The theory: Like most sports fans, I have spent a lifetime being disappointed by my favorite teams. I love the Warriors, Giants and 49ers (in that order) and while they've all had championship runs, they– like virtually all teams – spend much more time being bad. Sometimes (Warriors) they were dreadful, sometimes (Giants) they occasionally got close enough to just break my heart.

(Note: The post-2010 championships of the Giants and Warriors have been thrilling. But all those titles came after a lifetime of disappointment. I was a fully formed fan before their glory days started.)

My hypothesis is I learned to protect myself against the inevitable heartbreak by expecting the worst. That means I frequently say things like, "Oh, this is going to be an excruciating loss" or "that mistake is going to cost them the game."

It's not being negative, it's being self-protective. (So I say.)

I also merely state facts. If Stephen Curry misses his first 10 shots, it's accurate to say he's having a terrible shooting night. When Jimmy Garoppolo throws high passes over the middle, it is correct to say that will lead to interceptions. When the Giants bring in a reliever and he walks the first two batters, it's valid to call that a terrible start. (So I say.)
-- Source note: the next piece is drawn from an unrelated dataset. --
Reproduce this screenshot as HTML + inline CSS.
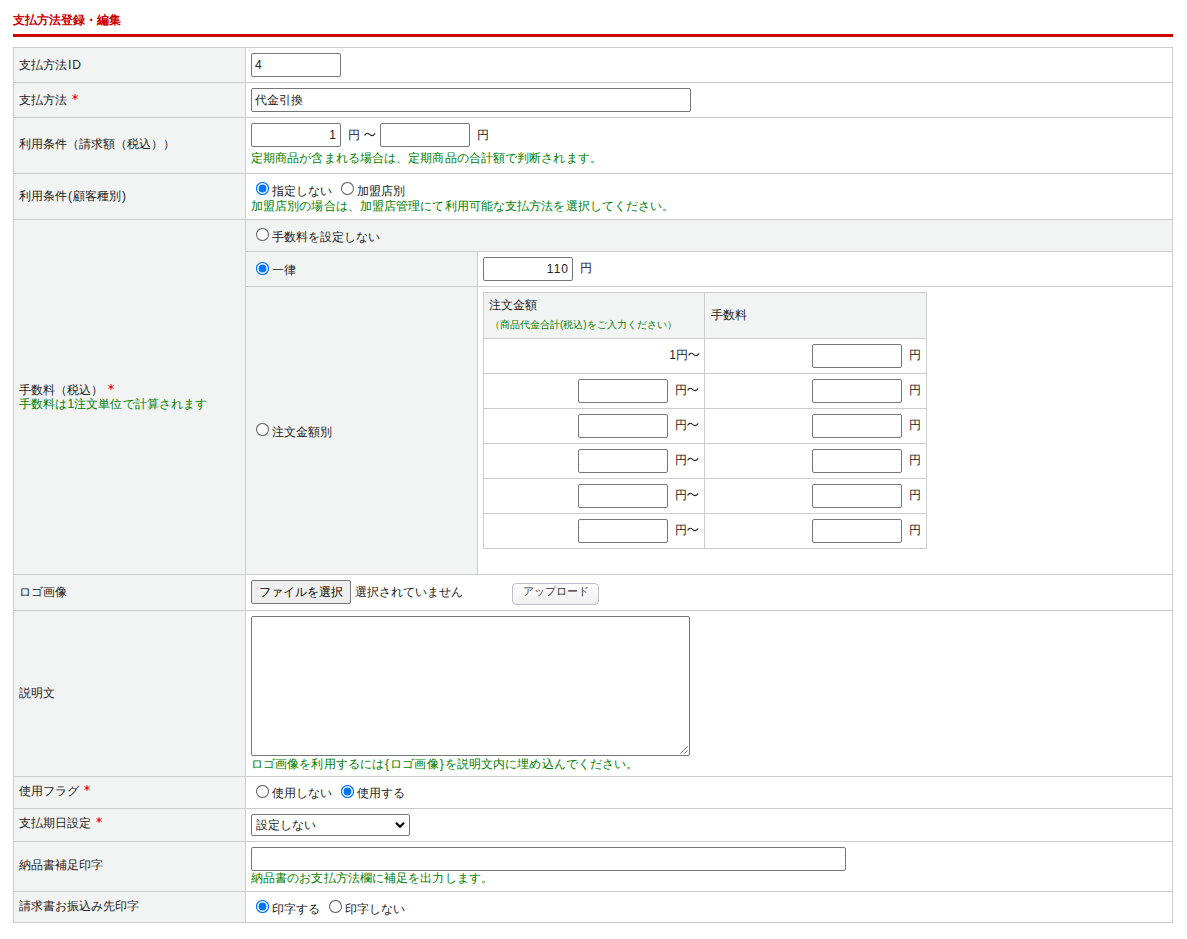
<!DOCTYPE html><html lang="ja"><head><meta charset="utf-8"><style>
html,body{margin:0;padding:0;background:#fff;width:1187px;height:939px;overflow:hidden}
body{font-family:"Liberation Sans",sans-serif;font-size:12px;line-height:16px;color:#222;position:relative}
.a{position:absolute}
.t,.tg,.tt{position:absolute;white-space:nowrap;line-height:16px}
.tg{color:#008000;letter-spacing:0.1px}
.tg.small{letter-spacing:0}
.tt{color:#cc0000;font-weight:bold}
.small{font-size:10px}
.ast{vertical-align:top;margin-top:2px;margin-left:5px}
.til{vertical-align:top}
.inp{position:absolute;border:1px solid #767676;border-radius:2px;background:#fff}
.ru{position:absolute;width:11px;height:11px;border:1px solid #767676;border-radius:50%;background:#fff}
.rc{position:absolute;width:13px;height:13px;border-radius:50%;background:#0075ff}
.rc:after{content:"";position:absolute;left:1.5px;top:1.5px;width:6px;height:6px;border:2px solid #fff;border-radius:50%;background:#0075ff}
.btn{position:absolute;border:1px solid #767676;border-radius:2px;background:#efefef;font-size:12px;color:#000;line-height:22px;text-align:center;white-space:nowrap}
.btn2{position:absolute;border:1px solid #bfbfcc;border-radius:4px;background:linear-gradient(#fefefe,#efefef);font-size:11px;line-height:15px;text-align:center;white-space:nowrap;color:#333}
</style></head><body><div class="a" style="left:13px;top:47px;width:232px;height:875px;background:#f2f3f3"></div>
<div class="a" style="left:245px;top:219px;width:928px;height:32px;background:#f2f3f3"></div>
<div class="a" style="left:245px;top:251px;width:232px;height:323px;background:#f2f3f3"></div>
<div class="a" style="left:483px;top:292px;width:444px;height:46px;background:#f2f3f3"></div>
<div class="a" style="left:13px;top:47px;width:1160px;height:1px;background:#cccccc"></div>
<div class="a" style="left:13px;top:82px;width:1160px;height:1px;background:#cccccc"></div>
<div class="a" style="left:13px;top:117px;width:1160px;height:1px;background:#cccccc"></div>
<div class="a" style="left:13px;top:173px;width:1160px;height:1px;background:#cccccc"></div>
<div class="a" style="left:13px;top:219px;width:1160px;height:1px;background:#cccccc"></div>
<div class="a" style="left:13px;top:574px;width:1160px;height:1px;background:#cccccc"></div>
<div class="a" style="left:13px;top:610px;width:1160px;height:1px;background:#cccccc"></div>
<div class="a" style="left:13px;top:776px;width:1160px;height:1px;background:#cccccc"></div>
<div class="a" style="left:13px;top:808px;width:1160px;height:1px;background:#cccccc"></div>
<div class="a" style="left:13px;top:841px;width:1160px;height:1px;background:#cccccc"></div>
<div class="a" style="left:13px;top:891px;width:1160px;height:1px;background:#cccccc"></div>
<div class="a" style="left:13px;top:922px;width:1160px;height:1px;background:#cccccc"></div>
<div class="a" style="left:13px;top:47px;width:1px;height:876px;background:#cccccc"></div>
<div class="a" style="left:245px;top:47px;width:1px;height:876px;background:#cccccc"></div>
<div class="a" style="left:1172px;top:47px;width:1px;height:876px;background:#cccccc"></div>
<div class="a" style="left:245px;top:251px;width:928px;height:1px;background:#cccccc"></div>
<div class="a" style="left:245px;top:286px;width:928px;height:1px;background:#cccccc"></div>
<div class="a" style="left:477px;top:251px;width:1px;height:323px;background:#cccccc"></div>
<div class="a" style="left:483px;top:292px;width:444px;height:1px;background:#cccccc"></div>
<div class="a" style="left:483px;top:338px;width:444px;height:1px;background:#cccccc"></div>
<div class="a" style="left:483px;top:373px;width:444px;height:1px;background:#cccccc"></div>
<div class="a" style="left:483px;top:408px;width:444px;height:1px;background:#cccccc"></div>
<div class="a" style="left:483px;top:443px;width:444px;height:1px;background:#cccccc"></div>
<div class="a" style="left:483px;top:478px;width:444px;height:1px;background:#cccccc"></div>
<div class="a" style="left:483px;top:513px;width:444px;height:1px;background:#cccccc"></div>
<div class="a" style="left:483px;top:548px;width:444px;height:1px;background:#cccccc"></div>
<div class="a" style="left:483px;top:292px;width:1px;height:257px;background:#cccccc"></div>
<div class="a" style="left:704px;top:292px;width:1px;height:257px;background:#cccccc"></div>
<div class="a" style="left:926px;top:292px;width:1px;height:257px;background:#cccccc"></div>
<div class="tt" style="left:13px;top:12px;">支払方法登録・編集</div>
<div class="a" style="left:13px;top:34px;width:1160px;height:3px;background:#cc0000"></div>
<div class="t" style="left:19px;top:57px;">支払方法<span style="letter-spacing:1px;margin-left:1px">ID</span></div>
<div class="t" style="left:19px;top:92px;">支払方法<svg class="ast" width="6" height="6" viewBox="0 0 6 6"><g stroke="#ff0000" stroke-width="0.9"><line x1="3" y1="0" x2="3" y2="6"/><line x1="0.4" y1="1.5" x2="5.6" y2="4.5"/><line x1="0.4" y1="4.5" x2="5.6" y2="1.5"/></g><circle cx="3" cy="3" r="1.2" fill="#ff0000"/></svg></div>
<div class="t" style="left:19px;top:136px;">利用条件（請求額（税込））</div>
<div class="t" style="left:19px;top:188px;">利用条件<span style="margin:0 1px">(</span>顧客種別<span style="margin-left:1px">)</span></div>
<div class="t" style="left:19px;top:382px;">手数料（税込）<svg class="ast" width="6" height="6" viewBox="0 0 6 6"><g stroke="#ff0000" stroke-width="0.9"><line x1="3" y1="0" x2="3" y2="6"/><line x1="0.4" y1="1.5" x2="5.6" y2="4.5"/><line x1="0.4" y1="4.5" x2="5.6" y2="1.5"/></g><circle cx="3" cy="3" r="1.2" fill="#ff0000"/></svg></div>
<div class="tg" style="left:19px;top:396px;">手数料は1注文単位で計算されます</div>
<div class="t" style="left:19px;top:584px;">ロゴ画像</div>
<div class="t" style="left:19px;top:685px;">説明文</div>
<div class="t" style="left:19px;top:783px;">使用フラグ<svg class="ast" width="6" height="6" viewBox="0 0 6 6"><g stroke="#ff0000" stroke-width="0.9"><line x1="3" y1="0" x2="3" y2="6"/><line x1="0.4" y1="1.5" x2="5.6" y2="4.5"/><line x1="0.4" y1="4.5" x2="5.6" y2="1.5"/></g><circle cx="3" cy="3" r="1.2" fill="#ff0000"/></svg></div>
<div class="t" style="left:19px;top:815px;">支払期日設定<svg class="ast" width="6" height="6" viewBox="0 0 6 6"><g stroke="#ff0000" stroke-width="0.9"><line x1="3" y1="0" x2="3" y2="6"/><line x1="0.4" y1="1.5" x2="5.6" y2="4.5"/><line x1="0.4" y1="4.5" x2="5.6" y2="1.5"/></g><circle cx="3" cy="3" r="1.2" fill="#ff0000"/></svg></div>
<div class="t" style="left:19px;top:857px;">納品書補足印字</div>
<div class="t" style="left:19px;top:898px;">請求書お振込み先印字</div>
<div class="inp" style="left:251px;top:53px;width:88px;height:22px;"></div>
<div class="t" style="left:255px;top:57px;">4</div>
<div class="inp" style="left:251px;top:88px;width:438px;height:22px;"></div>
<div class="t" style="left:255px;top:92px;">代金引換</div>
<div class="inp" style="left:251px;top:123px;width:88px;height:22px;"></div>
<div class="t" style="left:251px;top:127px;width:85px;text-align:right">1</div>
<div class="t" style="left:348px;top:127px;">円 <svg class="til" style="margin-left:1px" width="12" height="16" viewBox="0 0 12 16"><path d="M0.6,8.6 C2,6 3.6,5.6 5.5,7.4 C7.4,9.2 9.2,9.2 11.2,6.4" fill="none" stroke="#222" stroke-width="1.1"/></svg></div>
<div class="inp" style="left:380px;top:123px;width:88px;height:22px;"></div>
<div class="t" style="left:477px;top:127px;">円</div>
<div class="tg" style="left:251px;top:150px;">定期商品が含まれる場合は、定期商品の合計額で判断されます。</div>
<svg class="a" style="left:256px;top:182px" width="13" height="13"><circle cx="6.5" cy="6.5" r="6" fill="#fff" stroke="#0075ff" stroke-width="1.2"/><circle cx="6.5" cy="6.5" r="3.9" fill="#0075ff"/></svg>
<div class="t" style="left:272px;top:183px;">指定しない</div>
<svg class="a" style="left:341px;top:182px" width="13" height="13"><circle cx="6.5" cy="6.5" r="6" fill="#fff" stroke="#6e6e6e" stroke-width="1.1"/></svg>
<div class="t" style="left:357px;top:183px;">加盟店別</div>
<div class="tg" style="left:251px;top:198px;">加盟店別の場合は、加盟店管理にて利用可能な支払方法を選択してください。</div>
<svg class="a" style="left:256px;top:228px" width="13" height="13"><circle cx="6.5" cy="6.5" r="6" fill="#fff" stroke="#6e6e6e" stroke-width="1.1"/></svg>
<div class="t" style="left:272px;top:229px;">手数料を設定しない</div>
<svg class="a" style="left:256px;top:262px" width="13" height="13"><circle cx="6.5" cy="6.5" r="6" fill="#fff" stroke="#0075ff" stroke-width="1.2"/><circle cx="6.5" cy="6.5" r="3.9" fill="#0075ff"/></svg>
<div class="t" style="left:272px;top:262px;">一律</div>
<div class="inp" style="left:483px;top:257px;width:88px;height:22px;"></div>
<div class="t" style="left:483px;top:261px;width:86px;text-align:right;letter-spacing:1px">110</div>
<div class="t" style="left:580px;top:260px;">円</div>
<svg class="a" style="left:256px;top:423px" width="13" height="13"><circle cx="6.5" cy="6.5" r="6" fill="#fff" stroke="#6e6e6e" stroke-width="1.1"/></svg>
<div class="t" style="left:272px;top:424px;">注文金額別</div>
<div class="t" style="left:489px;top:297px;">注文金額</div>
<div class="tg small" style="left:490px;top:317px;">（商品代金合計(税込)をご入力ください）</div>
<div class="t" style="left:711px;top:307px;">手数料</div>
<div class="t" style="left:483px;top:347px;width:217px;text-align:right">1円<svg class="til" width="12" height="16" viewBox="0 0 12 16"><path d="M0.6,8.6 C2,6 3.6,5.6 5.5,7.4 C7.4,9.2 9.2,9.2 11.2,6.4" fill="none" stroke="#222" stroke-width="1.1"/></svg></div>
<div class="inp" style="left:812px;top:344px;width:88px;height:22px;"></div>
<div class="t" style="left:909px;top:347px;">円</div>
<div class="inp" style="left:578px;top:379px;width:88px;height:22px;"></div>
<div class="t" style="left:675px;top:382px;">円<svg class="til" width="12" height="16" viewBox="0 0 12 16"><path d="M0.6,8.6 C2,6 3.6,5.6 5.5,7.4 C7.4,9.2 9.2,9.2 11.2,6.4" fill="none" stroke="#222" stroke-width="1.1"/></svg></div>
<div class="inp" style="left:812px;top:379px;width:88px;height:22px;"></div>
<div class="t" style="left:909px;top:382px;">円</div>
<div class="inp" style="left:578px;top:414px;width:88px;height:22px;"></div>
<div class="t" style="left:675px;top:417px;">円<svg class="til" width="12" height="16" viewBox="0 0 12 16"><path d="M0.6,8.6 C2,6 3.6,5.6 5.5,7.4 C7.4,9.2 9.2,9.2 11.2,6.4" fill="none" stroke="#222" stroke-width="1.1"/></svg></div>
<div class="inp" style="left:812px;top:414px;width:88px;height:22px;"></div>
<div class="t" style="left:909px;top:417px;">円</div>
<div class="inp" style="left:578px;top:449px;width:88px;height:22px;"></div>
<div class="t" style="left:675px;top:452px;">円<svg class="til" width="12" height="16" viewBox="0 0 12 16"><path d="M0.6,8.6 C2,6 3.6,5.6 5.5,7.4 C7.4,9.2 9.2,9.2 11.2,6.4" fill="none" stroke="#222" stroke-width="1.1"/></svg></div>
<div class="inp" style="left:812px;top:449px;width:88px;height:22px;"></div>
<div class="t" style="left:909px;top:452px;">円</div>
<div class="inp" style="left:578px;top:484px;width:88px;height:22px;"></div>
<div class="t" style="left:675px;top:487px;">円<svg class="til" width="12" height="16" viewBox="0 0 12 16"><path d="M0.6,8.6 C2,6 3.6,5.6 5.5,7.4 C7.4,9.2 9.2,9.2 11.2,6.4" fill="none" stroke="#222" stroke-width="1.1"/></svg></div>
<div class="inp" style="left:812px;top:484px;width:88px;height:22px;"></div>
<div class="t" style="left:909px;top:487px;">円</div>
<div class="inp" style="left:578px;top:519px;width:88px;height:22px;"></div>
<div class="t" style="left:675px;top:522px;">円<svg class="til" width="12" height="16" viewBox="0 0 12 16"><path d="M0.6,8.6 C2,6 3.6,5.6 5.5,7.4 C7.4,9.2 9.2,9.2 11.2,6.4" fill="none" stroke="#222" stroke-width="1.1"/></svg></div>
<div class="inp" style="left:812px;top:519px;width:88px;height:22px;"></div>
<div class="t" style="left:909px;top:522px;">円</div>
<div class="btn" style="left:251px;top:580px;width:98px;height:22px">ファイルを選択</div>
<div class="t" style="left:355px;top:584px;">選択されていません</div>
<div class="btn2" style="left:512px;top:583px;width:85px;height:20px">アップロード</div>
<div class="inp" style="left:251px;top:616px;width:437px;height:138px;"></div>
<svg class="a" style="left:679px;top:745px" width="10" height="10"><g stroke="#707070" stroke-width="1"><line x1="1.4" y1="8.6" x2="8.6" y2="1.4"/><line x1="5.4" y1="8.6" x2="8.6" y2="5.4"/></g></svg>
<div class="tg" style="left:251px;top:756px;">ロゴ画像を利用するには<span style="margin:0 1px 0 1px">{</span>ロゴ画像<span style="margin:0 1px 0 1px">}</span>を説明文内に埋め込んでください。</div>
<svg class="a" style="left:256px;top:785px" width="13" height="13"><circle cx="6.5" cy="6.5" r="6" fill="#fff" stroke="#6e6e6e" stroke-width="1.1"/></svg>
<div class="t" style="left:272px;top:785px;">使用しない</div>
<svg class="a" style="left:341px;top:785px" width="13" height="13"><circle cx="6.5" cy="6.5" r="6" fill="#fff" stroke="#0075ff" stroke-width="1.2"/><circle cx="6.5" cy="6.5" r="3.9" fill="#0075ff"/></svg>
<div class="t" style="left:357px;top:785px;">使用する</div>
<div class="inp" style="left:251px;top:814px;width:157px;height:20px;"></div>
<div class="t" style="left:256px;top:817px;">設定しない</div>
<svg class="a" style="left:394px;top:819px" width="12" height="12"><path d="M2,3.8 L6,7.8 L10,3.8" fill="none" stroke="#000" stroke-width="2"/></svg>
<div class="inp" style="left:251px;top:847px;width:593px;height:22px;"></div>
<div class="tg" style="left:251px;top:870px;">納品書のお支払方法欄に補足を出力します。</div>
<svg class="a" style="left:256px;top:900px" width="13" height="13"><circle cx="6.5" cy="6.5" r="6" fill="#fff" stroke="#0075ff" stroke-width="1.2"/><circle cx="6.5" cy="6.5" r="3.9" fill="#0075ff"/></svg>
<div class="t" style="left:272px;top:901px;">印字する</div>
<svg class="a" style="left:329px;top:900px" width="13" height="13"><circle cx="6.5" cy="6.5" r="6" fill="#fff" stroke="#6e6e6e" stroke-width="1.1"/></svg>
<div class="t" style="left:345px;top:901px;">印字しない</div></body></html>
Mrs. Brad sees it differently.

She's a legit sports fan – she grew up with a football-coach dad and married a sports writer, so you could say she had no option. That would ignore the fact that when I was a sportswriter, I would often come home from work to find her watching NBA playoff games. Last summer, she suddenly started watching five-hour daily broadcasts of the Tour de France and other European cycling races. She now has theories on what makes a great cycling team. She remembers NBA facts that I forget.

But to her, athletes – stars like Steph Curry, but even more so, role players for whom she develops a love (Marquese Chriss, Kirt Manwaring, Andris Biedrins) are friends or family and should always be supported.

If you like them, you shouldn't criticize them. To her, me griping about missed free throws by Andrew Wiggins is like me criticizing one of our sons.

When I grumble, "That's a terrible shot!" or bark, "throw a freaking strike!" she tells me to stop being negative. Ultimately, when another shot goes in or the pitcher gets out of the jam or the quarterback throws a touchdown pass, she tells me I didn't believe in them.

I say I believed in them. My criticism was valid! (So I say.)

We just see things differently. Like my love of early 1970s pop music. Or her enjoyment of "Project Runway." Or our differing opinions about yogurt.

As we near our 37th anniversary, the differences are what keep it interesting, I guess. But everything would be perfect if the Warriors would get into their offense quicker and Giants pitchers would throw strikes and the 49ers stopped committing pass interference penalties.